100.
History education stakeholders in England have consistently judged that some students find formal historical writing prohibitively difficult due to the demands of constructing an extended argument. While policy makers have agreed students need support in their historical writing, recurring themes in centralised resourcing have been wastage, incoordination and replication. Furthermore, two concurrent but largely disconnected discourses have developed and promulgated initiatives relevant to students’ extended historical writing: ‘genre theorists’ and the ‘history teachers’ extended writing movement’. Despite certain goals held in common participants in the two discourses have tended to talk past one another with concomitant issues in resourcing. Unsystematic,
cross-fertilisation between the discourses has led to cycles of genre theory being collectively discovered, forgotten, and rediscovered by history teachers with knowledge not being built cumulatively.
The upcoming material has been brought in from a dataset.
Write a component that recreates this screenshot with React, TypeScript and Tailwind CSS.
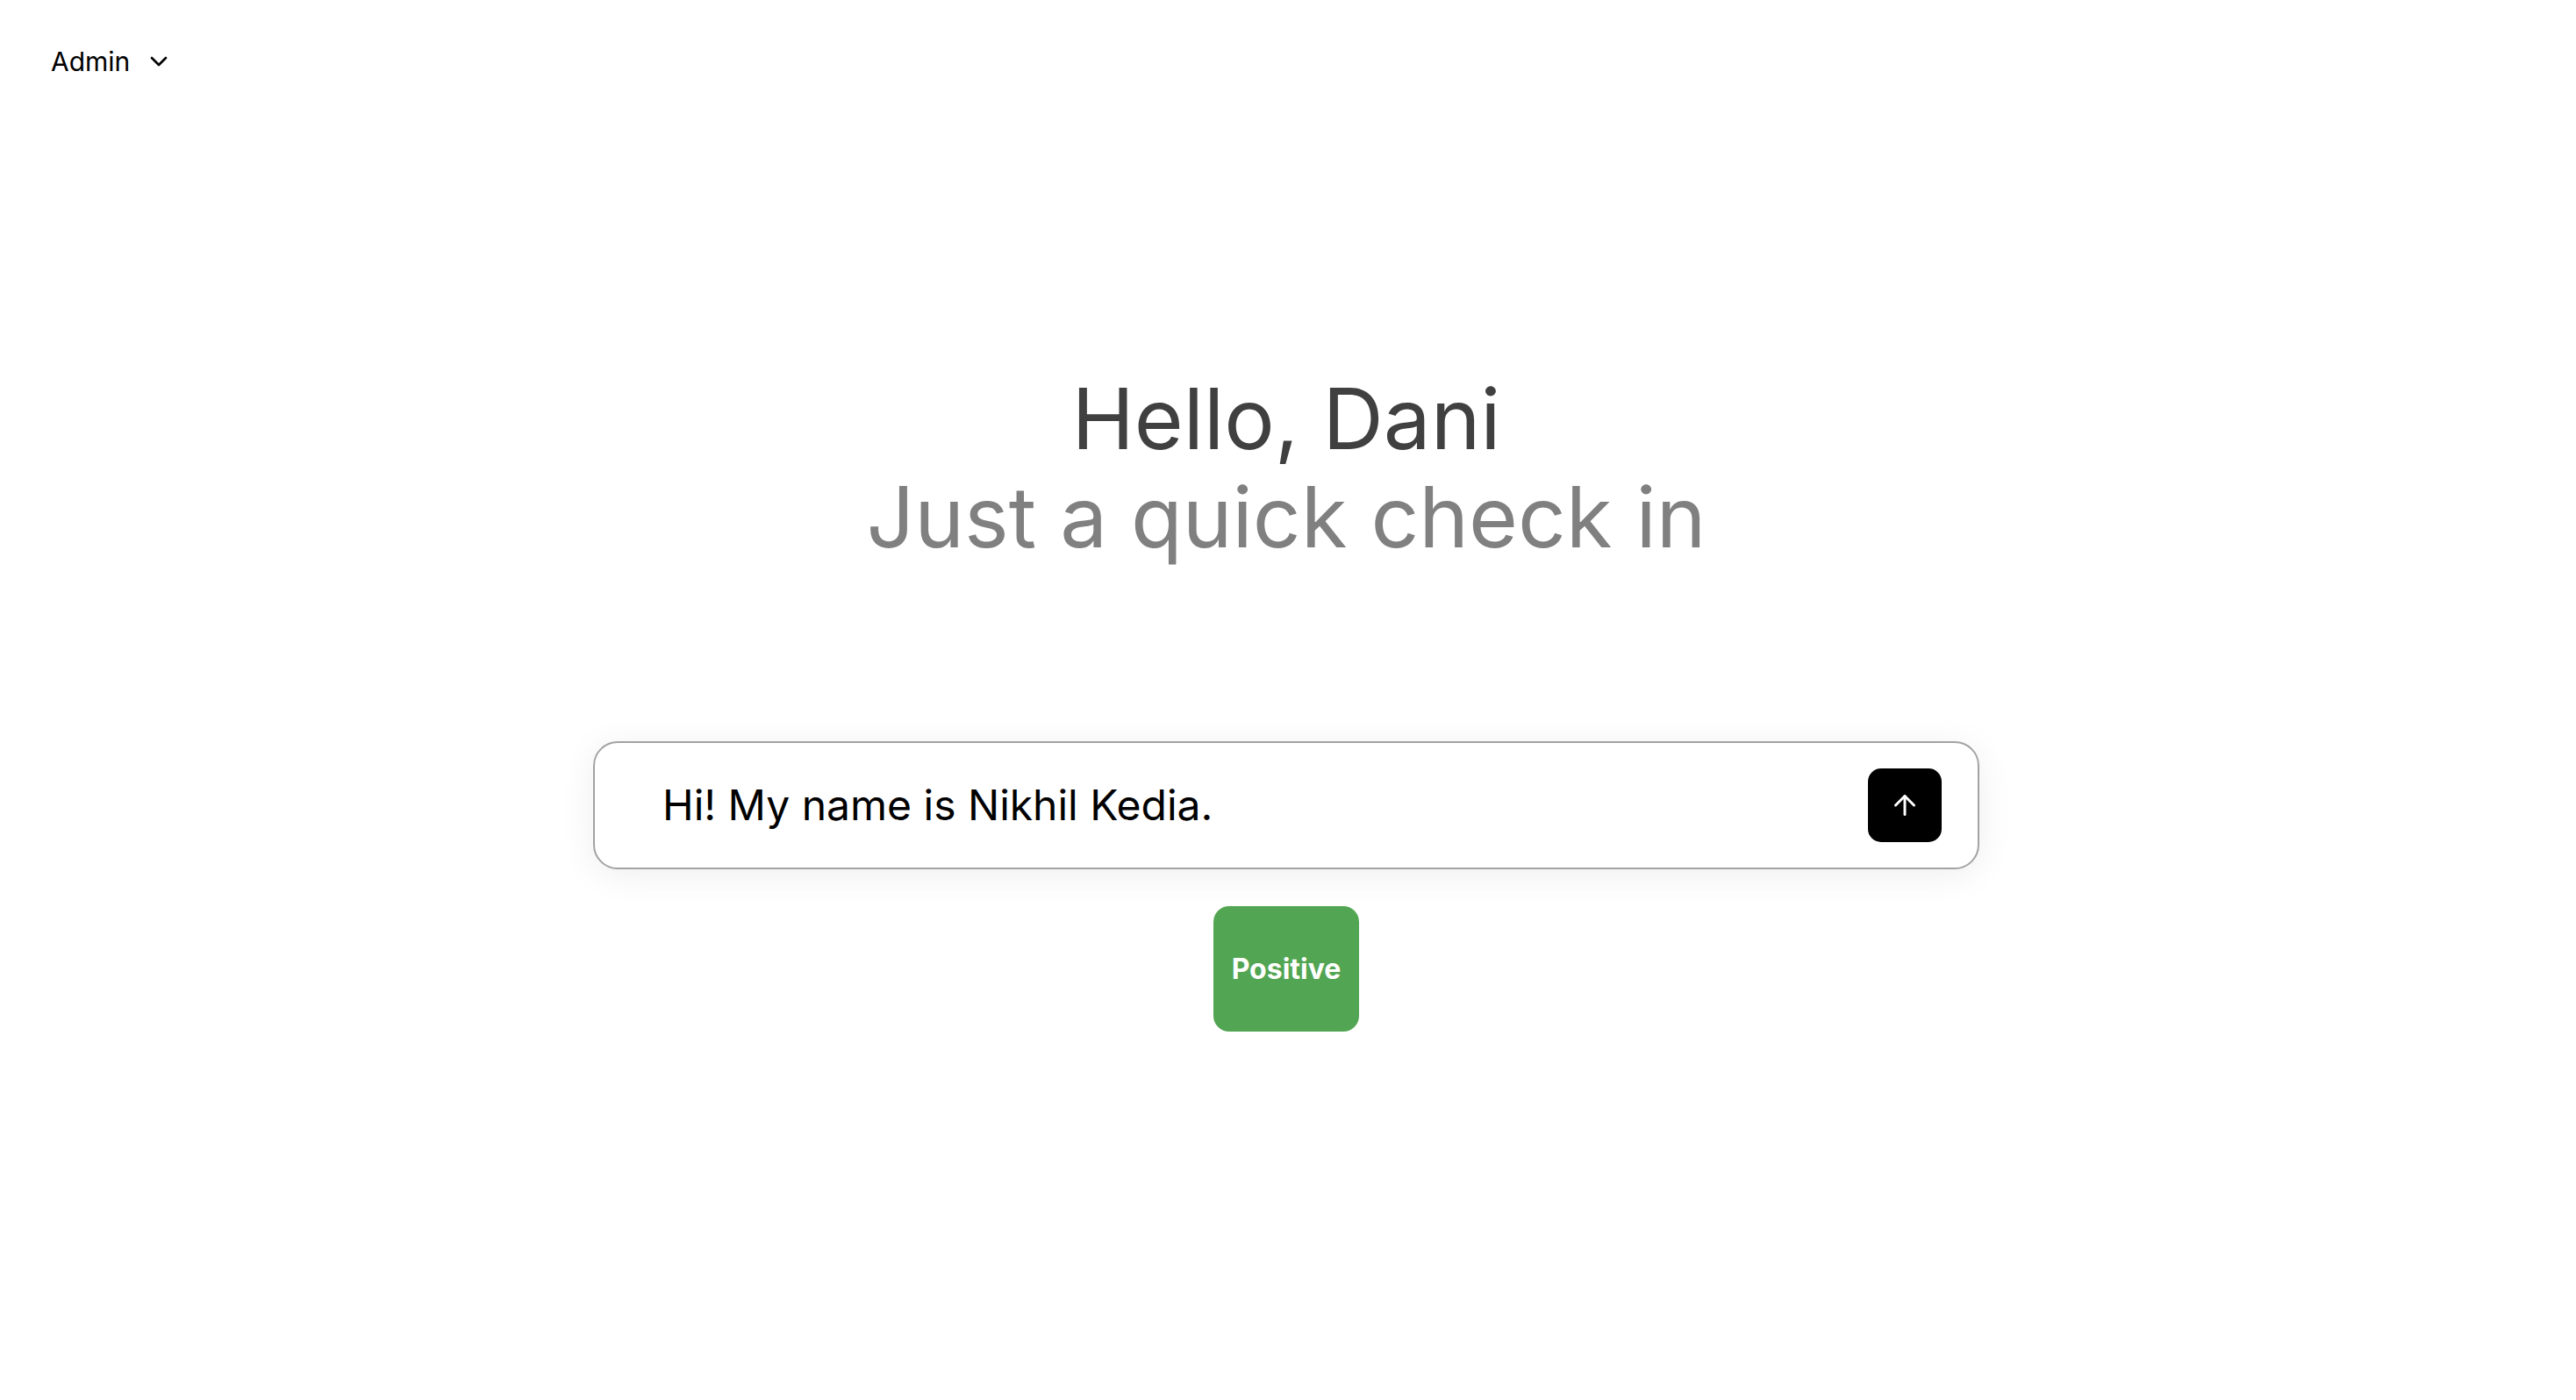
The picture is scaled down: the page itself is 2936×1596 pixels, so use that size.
import React from "react";
import { ArrowUp, ChevronDown } from "lucide-react";

export default function App() {
  return (
    <div className="min-h-screen w-full bg-white pr-[4px]" style={{ fontFamily: "Inter, 'Noto Sans', sans-serif" }}>
      <header className="flex items-center pl-[58px] pt-[50px]">
        <button className="flex items-center gap-[17px] text-[30px] leading-[40px] text-black">
          <span>Admin</span>
          <ChevronDown size={32} strokeWidth={2} />
        </button>
      </header>
      <main className="flex flex-col items-center">
        <h1 className="mt-[331px] text-center text-[96px] font-normal leading-[112px] text-[#404040]">
          Hello, Dani
        </h1>
        <h2 className="text-center text-[96px] font-normal leading-[112px] text-[#808080]">
          Just a quick check in
        </h2>
        <div className="mt-[200px] flex h-[146px] w-[1580px] items-center rounded-[28px] border-2 border-[#a3a3a3] bg-white pl-[77px] pr-[41px] shadow-[0_6px_40px_rgba(0,0,0,0.07)]">
          <div className="flex-1 text-[48px] leading-[60px] text-black">Hi! My name is Nikhil Kedia.</div>
          <button className="flex h-[84px] w-[84px] items-center justify-center rounded-[15px] bg-black text-white">
            <ArrowUp size={36} strokeWidth={2} />
          </button>
        </div>
        <div className="mt-[42px] flex h-[143px] w-[166px] items-center justify-center rounded-[18px] bg-[#52a552] text-[32px] font-bold text-white">
          Positive
        </div>
      </main>
    </div>
  );
}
Furthermore both discourses have independently developed similar initiatives in a form of
convergent evolution resulting in duplication of labour. Finally,
divergent evolution has occurred where genre theorists have advocated approaches that are increasingly redundant for history teachers’ requirements. A more activist stance is therefore required to ensure meaningful inter-discursive communication between genre theorists and the history teachers’ ‘extended writing movement’ to ensure efficacy in developing approaches to improving students’ extended historical writing.